The case itself does a strong job in unsettling the audience. But the careful and deliberant pacing of the series is very important as well. The writing of the show - led by David E. Kelley (who is having quite a year between this, HBO's Big Little Lies and Amazon's Goliath) - leaves it so the audience lives in these experiences for awhile. It's not looking to just rush through the plot. That's great because it allows us to watch some great actors deliver some truly strong performances. Gleeson and Treadaway lead the show wonderfully. But the series adaptation has also beefed up the supporting players as well. As such, it's fascinating to see Ida and neighborhood kid, Jerome (Jharrel Jerome), pull a smile and happiness out of Bill. It's significant to see Brady have an actual friendship with his co-worker, Lou (UnREAL's Breeda Wool).

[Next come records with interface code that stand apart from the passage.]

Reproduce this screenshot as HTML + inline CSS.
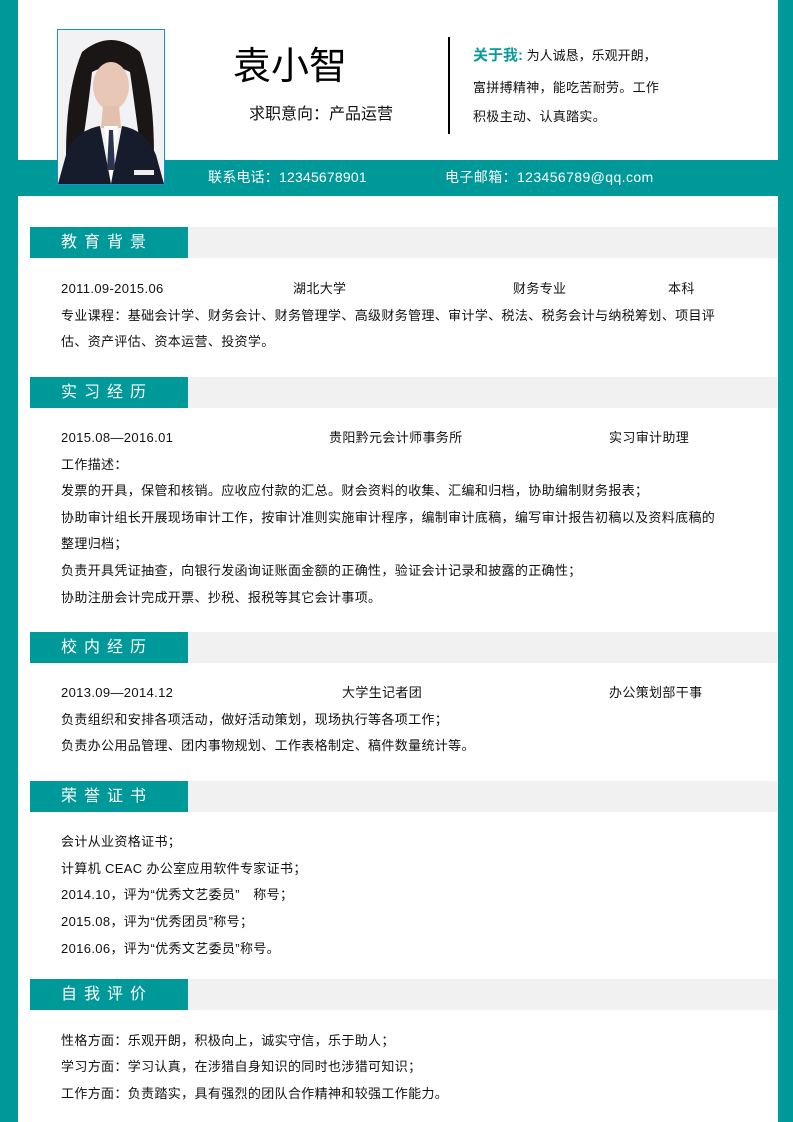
<!DOCTYPE html>
<html><head><meta charset="utf-8">
<style>
*{margin:0;padding:0;box-sizing:border-box}
body{width:793px;height:1122px;position:relative;background:#fff;font-family:"Liberation Sans","Noto Sans CJK SC",sans-serif;color:#111;overflow:hidden}
.a{position:absolute;white-space:nowrap}
.t{font-size:13px;line-height:18px;letter-spacing:0.35px}
.sec{position:absolute;left:30px;width:748px;height:31px;background:#f1f1f1}
.sec div{width:158px;height:31px;background:#009999;color:#fff;font-size:16px;line-height:31px;padding-left:31px;letter-spacing:7px}
</style></head><body>
<div class="a" style="left:0;top:0;width:18px;height:1122px;background:#009999"></div>
<div class="a" style="left:778px;top:0;width:15px;height:1122px;background:#009999"></div>
<div class="a" style="left:0;top:160px;width:793px;height:36px;background:#009999"></div>
<div class="a" style="left:57px;top:29px;width:108px;height:156px;border:1px solid #1a8fd0;background:#f2f2f4">
<svg width="106" height="154" viewBox="0 0 106 154"><path d="M24 22 Q53 -2 82 22 Q96 60 96 125 L84 130 Q76 70 72 42 Q53 32 34 42 Q30 80 22 130 L8 125 Q8 60 24 22Z" fill="#1b1616"/><ellipse cx="53" cy="56" rx="18" ry="24" fill="#e8c7b6"/><path d="M45 76 L61 76 L63 98 L43 98Z" fill="#e3bfae"/><path d="M8 125 Q18 100 42 96 L53 154 L64 96 Q88 100 98 125 L106 154 L0 154Z" fill="#161c2c"/><path d="M46 96 L53 152 L60 96Z" fill="#fff"/><path d="M51 100 L55 100 L57 140 L49 140Z" fill="#2a3550"/><rect x="76" y="140" width="20" height="5" fill="#eee"/></svg></div>
<div class="a" style="left:233px;top:42px;font-size:38px;line-height:50px;color:#000">袁小智</div>
<div class="a" style="left:249px;top:104px;font-size:16px;line-height:22px;color:#111">求职意向：产品运营</div>
<div class="a" style="left:448px;top:37px;width:2px;height:97px;background:#000"></div>
<div class="a" style="left:473px;top:46px;font-size:13px;line-height:20px"><span style="color:#0b9a9a;font-size:15px;font-weight:bold">关于我:</span> 为人诚恳，乐观开朗，</div>
<div class="a" style="left:473px;top:78px;font-size:13px;line-height:20px;letter-spacing:0.3px">富拼搏精神，能吃苦耐劳。工作</div>
<div class="a" style="left:473px;top:107px;font-size:13px;line-height:20px;letter-spacing:0.3px">积极主动、认真踏实。</div>
<div class="a" style="left:208px;top:167px;font-size:14px;line-height:20px;color:#fff;letter-spacing:0.2px">联系电话：12345678901</div>
<div class="a" style="left:445px;top:167px;font-size:14px;line-height:20px;color:#fff;letter-spacing:0.4px">电子邮箱：123456789@qq.com</div>

<div class="sec" style="top:227px"><div>教育背景</div></div>
<div class="a t" style="left:61px;top:280px">2011.09-2015.06</div>
<div class="a t" style="left:293px;top:280px">湖北大学</div>
<div class="a t" style="left:513px;top:280px">财务专业</div>
<div class="a t" style="left:668px;top:280px">本科</div>
<div class="a t" style="left:61px;top:307px">专业课程：基础会计学、财务会计、财务管理学、高级财务管理、审计学、税法、税务会计与纳税筹划、项目评</div>
<div class="a t" style="left:61px;top:333px">估、资产评估、资本运营、投资学。</div>

<div class="sec" style="top:377px"><div>实习经历</div></div>
<div class="a t" style="left:61px;top:429px">2015.08—2016.01</div>
<div class="a t" style="left:329px;top:429px">贵阳黔元会计师事务所</div>
<div class="a t" style="left:609px;top:429px">实习审计助理</div>
<div class="a t" style="left:61px;top:456px">工作描述：</div>
<div class="a t" style="left:61px;top:482px">发票的开具，保管和核销。应收应付款的汇总。财会资料的收集、汇编和归档，协助编制财务报表；</div>
<div class="a t" style="left:61px;top:509px">协助审计组长开展现场审计工作，按审计准则实施审计程序，编制审计底稿，编写审计报告初稿以及资料底稿的</div>
<div class="a t" style="left:61px;top:535px">整理归档；</div>
<div class="a t" style="left:61px;top:562px">负责开具凭证抽查，向银行发函询证账面金额的正确性，验证会计记录和披露的正确性；</div>
<div class="a t" style="left:61px;top:589px">协助注册会计完成开票、抄税、报税等其它会计事项。</div>

<div class="sec" style="top:632px"><div>校内经历</div></div>
<div class="a t" style="left:61px;top:684px">2013.09—2014.12</div>
<div class="a t" style="left:342px;top:684px">大学生记者团</div>
<div class="a t" style="left:609px;top:684px">办公策划部干事</div>
<div class="a t" style="left:61px;top:711px">负责组织和安排各项活动，做好活动策划，现场执行等各项工作；</div>
<div class="a t" style="left:61px;top:737px">负责办公用品管理、团内事物规划、工作表格制定、稿件数量统计等。</div>

<div class="sec" style="top:781px"><div>荣誉证书</div></div>
<div class="a t" style="left:61px;top:833px">会计从业资格证书；</div>
<div class="a t" style="left:61px;top:860px">计算机 CEAC 办公室应用软件专家证书；</div>
<div class="a t" style="left:61px;top:886px">2014.10，评为“优秀文艺委员”　称号；</div>
<div class="a t" style="left:61px;top:913px">2015.08，评为“优秀团员”称号；</div>
<div class="a t" style="left:61px;top:940px">2016.06，评为“优秀文艺委员”称号。</div>

<div class="sec" style="top:979px"><div>自我评价</div></div>
<div class="a t" style="left:61px;top:1032px">性格方面：乐观开朗，积极向上，诚实守信，乐于助人；</div>
<div class="a t" style="left:61px;top:1058px">学习方面：学习认真，在涉猎自身知识的同时也涉猎可知识；</div>
<div class="a t" style="left:61px;top:1085px">工作方面：负责踏实，具有强烈的团队合作精神和较强工作能力。</div>
</body></html>
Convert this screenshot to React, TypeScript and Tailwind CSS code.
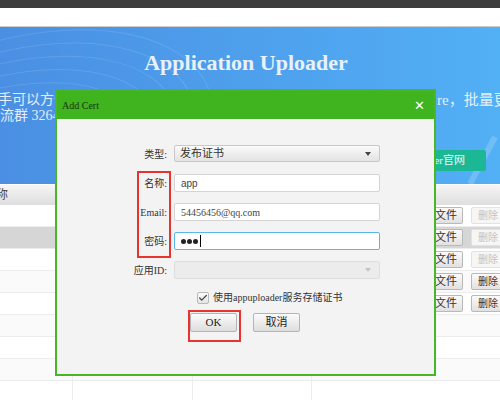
import { Check } from 'lucide-react';

const serif = "font-['Liberation_Serif','Noto_Sans_CJK_SC',serif]";

const rows = [
    { del: false },
    { del: false, selected: true },
    { del: false },
    { del: true },
    { del: true },
    null,
    null,
    null,
    null,
];

function BannerArcs() {
    return (
        <svg
            aria-hidden
            className="absolute inset-0 h-full w-full"
            viewBox="0 0 500 157"
            fill="none"
        >
            {[0, 1, 2, 3, 4, 5].map((i) => (
                <ellipse
                    key={i}
                    cx={-20 + i * 6}
                    cy={150 - i * 4}
                    rx={150 + i * 12}
                    ry={70 + i * 9}
                    stroke="white"
                    strokeOpacity={0.12}
                    transform={`rotate(-18 ${-20 + i * 6} ${150 - i * 4})`}
                />
            ))}
            <path d="M470 157 L495 110" stroke="white" strokeOpacity={0.18} strokeWidth={6} />
        </svg>
    );
}

function TableRow({ row, even }: { row: (typeof rows)[number]; even: boolean }) {
    const bg = row && 'selected' in row && row.selected ? 'bg-[#d6d6d6]' : even ? 'bg-white' : 'bg-[#fafafa]';
    return (
        <div className={`flex h-[22px] border-b border-[#ececec] ${bg}`}>
            <div className="w-[73px] shrink-0 border-r border-[#ececec]" />
            <div className="w-[120px] shrink-0 border-r border-[#ececec]" />
            <div className="w-[119px] shrink-0 border-r border-[#ececec]" />
            <div className="w-[93px] shrink-0" />
            <div className="flex min-w-0 flex-1 items-center gap-[8px] overflow-hidden pl-[6px]">
                {row && (
                    <>
                        <span className="flex h-[17px] w-[52px] shrink-0 items-center justify-end rounded-[2px] border border-[#b9b9b9] bg-gradient-to-b from-[#fbfbfb] to-[#e1e1e1] pr-[5px] text-[11px] text-[#333]">
                            上传文件
                        </span>
                        <span
                            className={`flex h-[17px] w-[34px] shrink-0 items-center justify-center rounded-[2px] border text-[10px] ${
                                row.del
                                    ? 'border-[#b9b9b9] bg-gradient-to-b from-[#fbfbfb] to-[#e1e1e1] text-[#333]'
                                    : 'border-[#e2e2e2] bg-[#f6f6f6] text-[#c3c3c3]'
                            }`}
                        >
                            删除
                        </span>
                    </>
                )}
            </div>
        </div>
    );
}

function Field({ label, children }: { label: string; children: React.ReactNode }) {
    return (
        <div className="flex h-[18px] items-center">
            <span className="w-[111px] shrink-0 pr-px text-right text-[10px] text-[#333]">{label}</span>
            <div className="ml-[6px] h-full w-[206px]">{children}</div>
        </div>
    );
}

function Triangle({ light }: { light?: boolean }) {
    return (
        <span
            className={`h-0 w-0 border-x-[3.5px] border-t-[4px] border-x-transparent ${
                light ? 'border-t-[#c4c4c4]' : 'border-t-[#444]'
            }`}
        />
    );
}

export default function App() {
    return (
        <div className={`relative h-[400px] w-[500px] overflow-hidden bg-white ${serif}`}>
            <div className="h-[8px] bg-[#3d3d3d]" />
            <div className="h-[19px] border-b border-[#cdcdcd] bg-white" />

            <div className="relative h-[157px] overflow-hidden bg-gradient-to-r from-[#4a8fe3] to-[#52b0f5]">
                <BannerArcs />
                <div className="relative flex flex-col">
                    <h1 className="pt-[23px] pr-[8px] text-center text-[22px] leading-[26px] font-bold text-[#e9f1fb]">
                        Application Uploader
                    </h1>
                    <div className="mt-[16px] flex h-[16px] items-center text-[14px] leading-[16px] whitespace-nowrap text-[#e4eefb]">
                        <span className="w-[437px] shrink-0 overflow-hidden">
                            <span className="ml-[-16px]">助手可以方便快捷地上传ipa到App Sto</span>
                        </span>
                        <span className="text-[15px]">re，批量更新</span>
                    </div>
                    <div className="flex h-[16px] items-center text-[14px] leading-[16px] whitespace-nowrap text-[#e4eefb]">
                        <span className="ml-[-14px]">交流群 326485932</span>
                    </div>
                    <div className="mt-[26px] flex justify-end pr-[14px]">
                        <span className="flex h-[21px] items-center rounded-[2px] bg-[#1cb795] pr-[21px] pl-[25px] text-[11px] text-[#eafaf5]">
                            appuploader官网
                        </span>
                    </div>
                </div>
            </div>

            <div className="flex h-[21px] items-center border-t border-white bg-gradient-to-b from-[#f5f5f5] to-[#dedede] text-[12px] text-[#444]">
                <span className="ml-[-16px]">名称</span>
            </div>
            {rows.map((row, i) => (
                <TableRow key={i} row={row} even={i % 2 === 0} />
            ))}

            <div className="absolute top-[89px] left-[55px] flex h-[287px] w-[381px] flex-col border-2 border-[#47b628] bg-[#f3f3f3]">
                <div className="flex h-[28px] shrink-0 items-center justify-between bg-[#3fb41e] pr-[9px] pl-[5px]">
                    <span className="text-[10px] text-[#1d3514]">Add Cert</span>
                    <span className="font-['DejaVu_Sans',sans-serif] text-[13px] leading-none font-bold text-white">✕</span>
                </div>

                <div className="relative flex flex-col pt-[26px]">
                    <div className="flex flex-col gap-[11px]">
                        <Field label="类型:">
                            <div className="flex h-[17px] items-center justify-between rounded-[2px] border border-[#c8c8c8] bg-gradient-to-b from-[#fafafa] to-[#e3e3e3] pr-[8px] pl-[5px] text-[11px] text-[#333]">
                                发布证书
                                <Triangle />
                            </div>
                        </Field>
                        <Field label="名称:">
                            <div className="flex h-full items-center rounded-[2px] border border-[#d4d4d4] bg-white pl-[6px] font-['Liberation_Sans',sans-serif] text-[10px] text-[#444]">
                                app
                            </div>
                        </Field>
                        <Field label="Email:">
                            <div className="flex h-full items-center rounded-[2px] border border-[#d4d4d4] bg-white pl-[6px] text-[10px] text-[#444]">
                                54456456@qq.com
                            </div>
                        </Field>
                        <Field label="密码:">
                            <div className="flex h-full items-center gap-px rounded-[2px] border border-[#5ab8e6] bg-white pl-[6px]">
                                <span className="h-[5px] w-[5px] rounded-full bg-[#222]" />
                                <span className="h-[5px] w-[5px] rounded-full bg-[#222]" />
                                <span className="h-[5px] w-[5px] rounded-full bg-[#222]" />
                                <span className="ml-px h-[12px] w-px bg-black" />
                            </div>
                        </Field>
                        <Field label="应用ID:">
                            <div className="flex h-full items-center justify-end rounded-[2px] border border-[#dedede] bg-[#ececec] pr-[8px]">
                                <Triangle light />
                            </div>
                        </Field>
                    </div>

                    <div className="mt-[11px] flex items-center gap-[4px] pl-[140px] text-[10px] text-[#333]">
                        <span className="flex h-[12px] w-[12px] items-center justify-center rounded-[2px] border border-[#b9b9b9] bg-gradient-to-b from-[#fbfbfb] to-[#e4e4e4]">
                            <Check className="h-[10px] w-[10px] text-[#444]" strokeWidth={3} />
                        </span>
                        使用appuploader服务存储证书
                    </div>

                    <div className="mt-[8px] flex justify-center gap-[16px] pr-[1px]">
                        <span className="flex h-[19px] w-[47px] items-center justify-center rounded-[2px] border border-[#b4b4b4] bg-gradient-to-b from-[#fbfbfb] to-[#dedede] text-[11px] text-[#222]">
                            OK
                        </span>
                        <span className="flex h-[19px] w-[47px] items-center justify-center rounded-[2px] border border-[#b4b4b4] bg-gradient-to-b from-[#fbfbfb] to-[#dedede] text-[11px] text-[#222]">
                            取消
                        </span>
                    </div>

                    <div className="absolute top-[52px] left-[80px] h-[87px] w-[34px] border-2 border-[#e8332f]" />
                    <div className="absolute top-[191px] left-[131px] h-[32px] w-[53px] border-2 border-[#e8332f]" />
                </div>
            </div>
        </div>
    );
}
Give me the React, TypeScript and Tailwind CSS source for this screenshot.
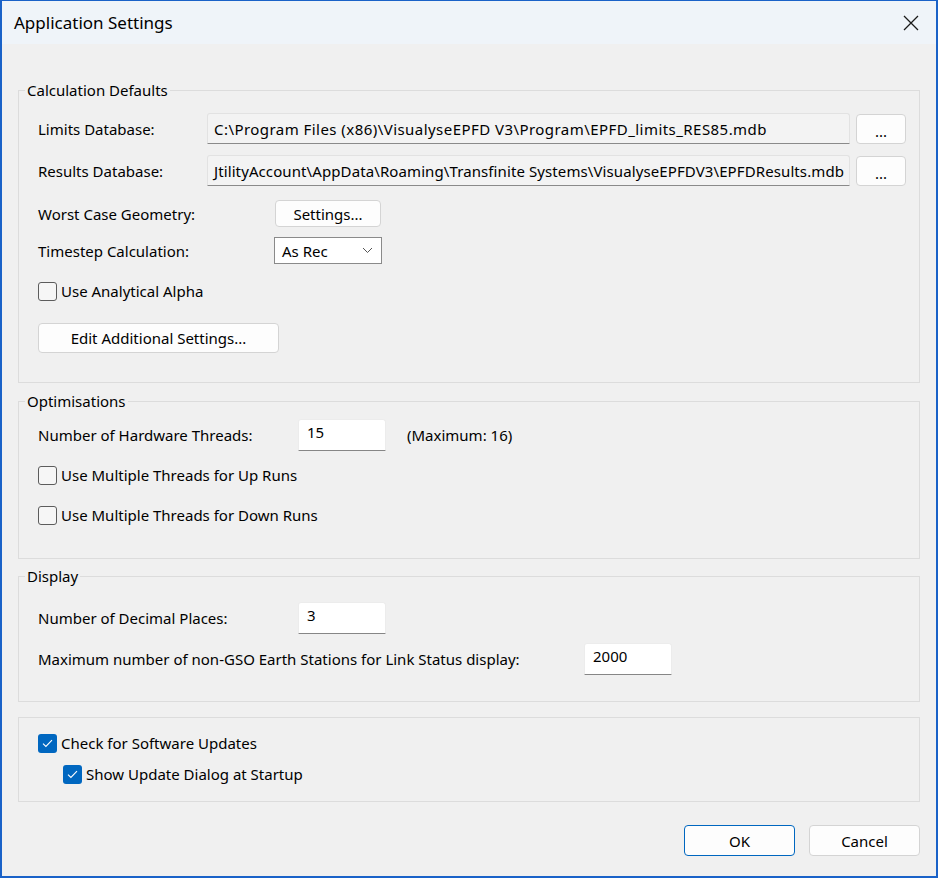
import { ReactNode } from "react";

const Button = ({
  children,
  className = "",
  primary = false,
}: {
  children: ReactNode;
  className?: string;
  primary?: boolean;
}) => (
  <button
    className={`flex items-center justify-center rounded-[4px] bg-[#fdfdfd] text-[15px] text-black ${
      primary ? "border border-[#0067c0]" : "border border-[#d4d4d4]"
    } ${className}`}
  >
    {children}
  </button>
);

const CheckBox = ({ checked = false, label }: { checked?: boolean; label: string }) => (
  <label className="flex h-[20px] items-center gap-[4px]">
    {checked ? (
      <span className="flex h-[19px] w-[19px] items-center justify-center rounded-[3px] bg-[#0067c0]">
        <svg width="11" height="9" viewBox="0 0 11 9" fill="none">
          <path d="M1 4.6 L3.9 7.4 L10 1.2" stroke="white" strokeWidth="1.1" />
        </svg>
      </span>
    ) : (
      <span className="h-[19px] w-[19px] rounded-[3px] border border-[#5c5c5c] bg-[#f6f6f6]" />
    )}
    <span>{label}</span>
  </label>
);

const ReadOnlyBox = ({ value, className = "" }: { value: string; className?: string }) => (
  <div
    className={`flex h-[31px] flex-1 items-center overflow-hidden whitespace-nowrap rounded-t-[3px] border border-[#e2e2e2] border-b-[#8a8a8a] bg-[#f3f3f3] pl-[6px] ${className}`}
  >
    {value}
  </div>
);

const NumberBox = ({ value }: { value: string }) => (
  <div className="h-[32px] w-[88px] rounded-t-[3px] border border-[#ececec] border-b-[#868686] bg-white pl-[8px] pt-[2px]">
    {value}
  </div>
);

const Group = ({
  title,
  children,
  className = "",
}: {
  title?: string;
  children: ReactNode;
  className?: string;
}) => (
  <fieldset className={`border border-[#dcdcdc] pl-[19px] pr-[13px] ${className}`}>
    {title && <legend className="-ml-[13px] px-[2px] leading-[20px]">{title}</legend>}
    {children}
  </fieldset>
);

export default function App() {
  return (
    <div className="flex h-[878px] w-[938px] flex-col border-x-2 border-b-2 border-t border-[#1a62c8] bg-[#f0f0f0] font-['Noto_Sans',sans-serif] text-[15px] leading-[20px] text-black">
      {/* title bar */}
      <div className="flex h-[43px] items-center justify-between bg-[#eff4f9] pl-[12px] pr-[17px]">
        <span className="text-[17px]">Application Settings</span>
        <svg width="16" height="16" viewBox="0 0 16 16" fill="none">
          <path d="M1 1 L15 15 M15 1 L1 15" stroke="#1a1a1a" strokeWidth="1.3" />
        </svg>
      </div>

      <div className="flex flex-1 flex-col px-4 pt-[36px]">
        {/* calculation defaults */}
        <Group title="Calculation Defaults" className="pb-[29px]">
          <div className="mt-[13px] flex items-center">
            <span className="w-[169px]">Limits Database:</span>
            <ReadOnlyBox
              className="tracking-[0.45px]"
              value="C:\Program Files (x86)\VisualyseEPFD V3\Program\EPFD_limits_RES85.mdb"
            />
            <Button className="ml-[6px] h-[30px] w-[50px] pt-[4px]">...</Button>
          </div>
          <div className="mt-[11px] flex items-center">
            <span className="w-[169px]">Results Database:</span>
            <ReadOnlyBox
              className="tracking-[0.1px]"
              value="JtilityAccount\AppData\Roaming\Transfinite Systems\VisualyseEPFDV3\EPFDResults.mdb"
            />
            <Button className="ml-[6px] h-[30px] w-[50px] pt-[4px]">...</Button>
          </div>
          <div className="mt-[14px] flex items-center">
            <span className="w-[237px]">Worst Case Geometry:</span>
            <Button className="h-[27px] w-[106px]">Settings...</Button>
          </div>
          <div className="mt-[10px] flex items-center">
            <span className="w-[236px]">Timestep Calculation:</span>
            <div className="flex h-[27px] w-[108px] items-center justify-between border border-[#8a8a8a] bg-white pl-[7px] pr-[8px]">
              <span>As Rec</span>
              <svg width="11" height="7" viewBox="0 0 11 7" fill="none">
                <path d="M1 1 L5.5 5.5 L10 1" stroke="#555" strokeWidth="1" />
              </svg>
            </div>
          </div>
          <div className="mt-[17px]">
            <CheckBox label="Use Analytical Alpha" />
          </div>
          <Button className="mt-[22px] h-[30px] w-[241px]">Edit Additional Settings...</Button>
        </Group>

        {/* optimisations */}
        <Group title="Optimisations" className="mt-[8px] pb-[33px]">
          <div className="mt-[8px] flex items-center">
            <span className="w-[260px]">Number of Hardware Threads:</span>
            <NumberBox value="15" />
            <span className="ml-[21px]">(Maximum: 16)</span>
          </div>
          <div className="mt-[14px]">
            <CheckBox label="Use Multiple Threads for Up Runs" />
          </div>
          <div className="mt-[20px]">
            <CheckBox label="Use Multiple Threads for Down Runs" />
          </div>
        </Group>

        {/* display */}
        <Group title="Display" className="mt-[7px] pb-[26px]">
          <div className="mt-[16px] flex items-center">
            <span className="w-[260px]">Number of Decimal Places:</span>
            <NumberBox value="3" />
          </div>
          <div className="mt-[9px] flex items-center">
            <span className="w-[546px]">
              Maximum number of non-GSO Earth Stations for Link Status display:
            </span>
            <NumberBox value="2000" />
          </div>
        </Group>

        {/* updates */}
        <Group className="mt-[15px] pb-[17px] pt-[15px]">
          <CheckBox checked label="Check for Software Updates" />
          <div className="mt-[11px] pl-[25px]">
            <CheckBox checked label="Show Update Dialog at Startup" />
          </div>
        </Group>

        <div className="mt-[23px] flex justify-end gap-[14px]">
          <Button primary className="h-[31px] w-[111px]">
            OK
          </Button>
          <Button className="h-[31px] w-[111px]">Cancel</Button>
        </div>
      </div>
    </div>
  );
}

The worldview of the series allows all of these moments to happen together while also telling a bigger story about a specific place in time. This isn't a period piece but it's not set in present-day either. The killings occur in 2009 and the story of the season largely takes place in 2011. So, it's still in recent years while also having the hindsight to acknowledge the problems of society that many wanted to ignore. There are concerns about privacy and the fear that digital reliance will simply replace the need for electronics stores. Everyone is still largely unaware with just how widespread and dangerous hacking can be. Brady feels in control because he has that knowledge and can exploit it to his benefit. And yet, he's still living in a poor neighborhood with a mother who is over-reliant on his love and presence.

All of this sets up a show that is impressive to watch. And yet, the biggest hurdle Mr. Mercedes may face is the audience's awareness of the platform it is airing on. Audience Network has been doing original scripted shows for a few years now. Kingdom and You Me Her have their fans. But the network itself hasn't created too much noise for itself. Mr. Mercedes sets out to change that as it's a show that demands attention from a large audience. This could be a game-changer for the network as it sets out to be taken more seriously in a world of 450+ scripted shows. But how do you even get the Audience Network? I'm still confused. I don't how. It seems like it's only available to DirectTV and AT&T subscribers. As such, that could really be limiting to the potential audience for this show. This season has the potential to be a huge breakout. But these limitations could hinder the buzz. But again, I'm not sure what the ultimate reaction will be. I just know that the creative is strong. I'm also hoping that Audience keeps sending out screeners so that I can keep watching and talking about it on a week to week basis.